(Provided material):

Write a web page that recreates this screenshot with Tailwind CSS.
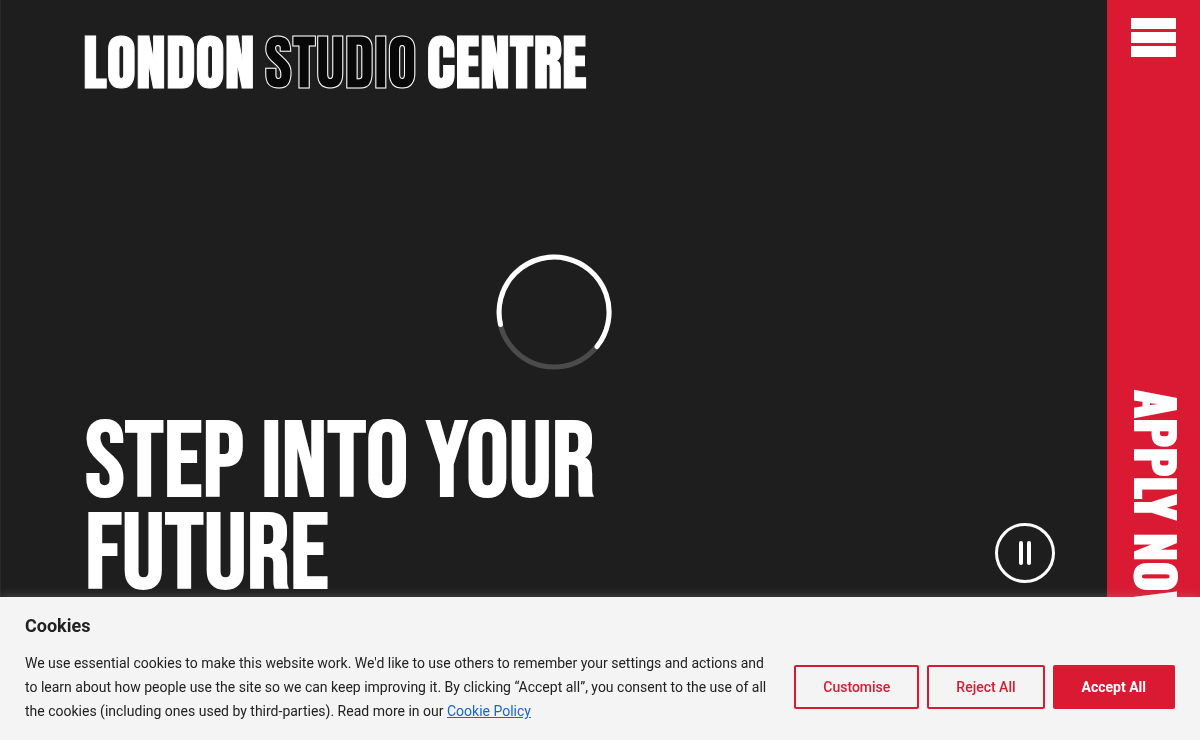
<!DOCTYPE html>
<html lang="en">
  <head>
    <meta charset="UTF-8" />
    <meta name="viewport" content="width=device-width, initial-scale=1.0">
    <title>London Studio Centre</title>
    <script src="https://cdn.jsdelivr.net/npm/@tailwindcss/browser@4"></script>
  </head>
  <body class="bg-[#1e1e1e] text-white font-['Roboto',sans-serif]">
    <div class="flex h-screen overflow-hidden">
      <main class="flex-1 min-w-0 flex flex-col border-l border-[#292929]">
        <header class="h-[126px] shrink-0 flex items-center pl-[82px]">
          <a href="#" class="flex gap-[10px] text-[60px] leading-none font-['Anton',sans-serif] [-webkit-text-stroke:1px_white]">
            <span>LONDON</span>
            <span class="text-[#080808]">STUDIO</span>
            <span>CENTRE</span>
          </a>
        </header>

        <div class="pt-32 flex justify-center" role="status" aria-label="Loading video">
          <svg class="w-29 h-29" viewBox="0 0 116 116" fill="none" stroke-width="5">
            <circle cx="58" cy="58" r="55" stroke="#4b4b4b" />
            <path d="M4.5 70.5A55 55 0 1 1 101 92.500" stroke="white" stroke-linecap="round" />
          </svg>
        </div>

        <div class="mt-12 flex items-end justify-between pl-[84px] pr-13">
          <h1 class="text-[107px] leading-[92px] font-normal font-['Bebas_Neue',sans-serif] [-webkit-text-stroke:2px_white]">STEP INTO YOUR<br>FUTURE</h1>
          <button type="button" aria-label="Pause video" class="mb-[19px]">
            <svg class="w-[60px] h-[60px]" viewBox="0 0 60 60" fill="none" stroke="white">
              <circle cx="30" cy="30" r="28.500" stroke-width="3" />
              <path d="M26 20v20M34 20v20" stroke-width="4" stroke-linecap="round" />
            </svg>
          </button>
        </div>
      </main>

      <aside class="w-[93px] shrink-0 bg-[#da1a32] flex flex-col items-center">
        <button type="button" aria-label="Menu" class="mt-[18px] flex flex-col gap-[3px]">
          <span class="block w-[45px] h-[11px] bg-white"></span>
          <span class="block w-[45px] h-[11px] bg-white"></span>
          <span class="block w-[45px] h-[11px] bg-white"></span>
        </button>
        <a href="#" class="mt-[333px] pl-2 [writing-mode:vertical-rl] whitespace-nowrap text-[51px] leading-none font-bold font-['Oswald',sans-serif] [-webkit-text-stroke:2px_white]">APPLY NOW</a>
      </aside>
    </div>

    <!-- cookie banner -->
    <section class="fixed inset-x-0 bottom-0 px-[25px] pt-4 pb-[17px] bg-[#f4f4f4] text-[#212121] shadow-[0_-1px_10px_0_#acabab4d]">
      <h2 class="mb-3 text-lg leading-[26px] font-bold">Cookies</h2>
      <div class="flex items-center gap-6">
        <p class="flex-1 text-sm leading-6">We use essential cookies to make this website work. We'd like to use others to remember your settings and actions and to learn about how people use the site so we can keep improving it. By clicking “Accept all”, you consent to the use of all the cookies (including ones used by third-parties). Read more in our <a href="#" class="text-[#1863dc] underline">Cookie Policy</a></p>
        <div class="flex gap-2 text-sm font-medium">
          <button type="button" class="h-11 px-[27px] border-2 border-[#da1a32] rounded-xs text-[#da1a32]">Customise</button>
          <button type="button" class="h-11 px-[27px] border-2 border-[#da1a32] rounded-xs text-[#da1a32]">Reject All</button>
          <button type="button" class="h-11 px-[27px] border-2 border-[#da1a32] rounded-xs bg-[#da1a32] text-white font-bold">Accept All</button>
        </div>
      </div>
    </section>
  </body>
</html>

(What you will do):
Reproduce all of the material above word for word. Omit the pictures.

(Written solution):
Write a web page that recreates this screenshot with Tailwind CSS.
<!DOCTYPE html>
<html lang="en">
  <head>
    <meta charset="UTF-8" />
    <meta name="viewport" content="width=device-width, initial-scale=1.0">
    <title>London Studio Centre</title>
    <script src="https://cdn.jsdelivr.net/npm/@tailwindcss/browser@4"></script>
  </head>
  <body class="bg-[#1e1e1e] text-white font-['Roboto',sans-serif]">
    <div class="flex h-screen overflow-hidden">
      <main class="flex-1 min-w-0 flex flex-col border-l border-[#292929]">
        <header class="h-[126px] shrink-0 flex items-center pl-[82px]">
          <a href="#" class="flex gap-[10px] text-[60px] leading-none font-['Anton',sans-serif] [-webkit-text-stroke:1px_white]">
            <span>LONDON</span>
            <span class="text-[#080808]">STUDIO</span>
            <span>CENTRE</span>
          </a>
        </header>

        <div class="pt-32 flex justify-center" role="status" aria-label="Loading video">
          <svg class="w-29 h-29" viewBox="0 0 116 116" fill="none" stroke-width="5">
            <circle cx="58" cy="58" r="55" stroke="#4b4b4b" />
            <path d="M4.5 70.5A55 55 0 1 1 101 92.500" stroke="white" stroke-linecap="round" />
          </svg>
        </div>

        <div class="mt-12 flex items-end justify-between pl-[84px] pr-13">
          <h1 class="text-[107px] leading-[92px] font-normal font-['Bebas_Neue',sans-serif] [-webkit-text-stroke:2px_white]">STEP INTO YOUR<br>FUTURE</h1>
          <button type="button" aria-label="Pause video" class="mb-[19px]">
            <svg class="w-[60px] h-[60px]" viewBox="0 0 60 60" fill="none" stroke="white">
              <circle cx="30" cy="30" r="28.500" stroke-width="3" />
              <path d="M26 20v20M34 20v20" stroke-width="4" stroke-linecap="round" />
            </svg>
          </button>
        </div>
      </main>

      <aside class="w-[93px] shrink-0 bg-[#da1a32] flex flex-col items-center">
        <button type="button" aria-label="Menu" class="mt-[18px] flex flex-col gap-[3px]">
          <span class="block w-[45px] h-[11px] bg-white"></span>
          <span class="block w-[45px] h-[11px] bg-white"></span>
          <span class="block w-[45px] h-[11px] bg-white"></span>
        </button>
        <a href="#" class="mt-[333px] pl-2 [writing-mode:vertical-rl] whitespace-nowrap text-[51px] leading-none font-bold font-['Oswald',sans-serif] [-webkit-text-stroke:2px_white]">APPLY NOW</a>
      </aside>
    </div>

    <!-- cookie banner -->
    <section class="fixed inset-x-0 bottom-0 px-[25px] pt-4 pb-[17px] bg-[#f4f4f4] text-[#212121] shadow-[0_-1px_10px_0_#acabab4d]">
      <h2 class="mb-3 text-lg leading-[26px] font-bold">Cookies</h2>
      <div class="flex items-center gap-6">
        <p class="flex-1 text-sm leading-6">We use essential cookies to make this website work. We'd like to use others to remember your settings and actions and to learn about how people use the site so we can keep improving it. By clicking “Accept all”, you consent to the use of all the cookies (including ones used by third-parties). Read more in our <a href="#" class="text-[#1863dc] underline">Cookie Policy</a></p>
        <div class="flex gap-2 text-sm font-medium">
          <button type="button" class="h-11 px-[27px] border-2 border-[#da1a32] rounded-xs text-[#da1a32]">Customise</button>
          <button type="button" class="h-11 px-[27px] border-2 border-[#da1a32] rounded-xs text-[#da1a32]">Reject All</button>
          <button type="button" class="h-11 px-[27px] border-2 border-[#da1a32] rounded-xs bg-[#da1a32] text-white font-bold">Accept All</button>
        </div>
      </div>
    </section>
  </body>
</html>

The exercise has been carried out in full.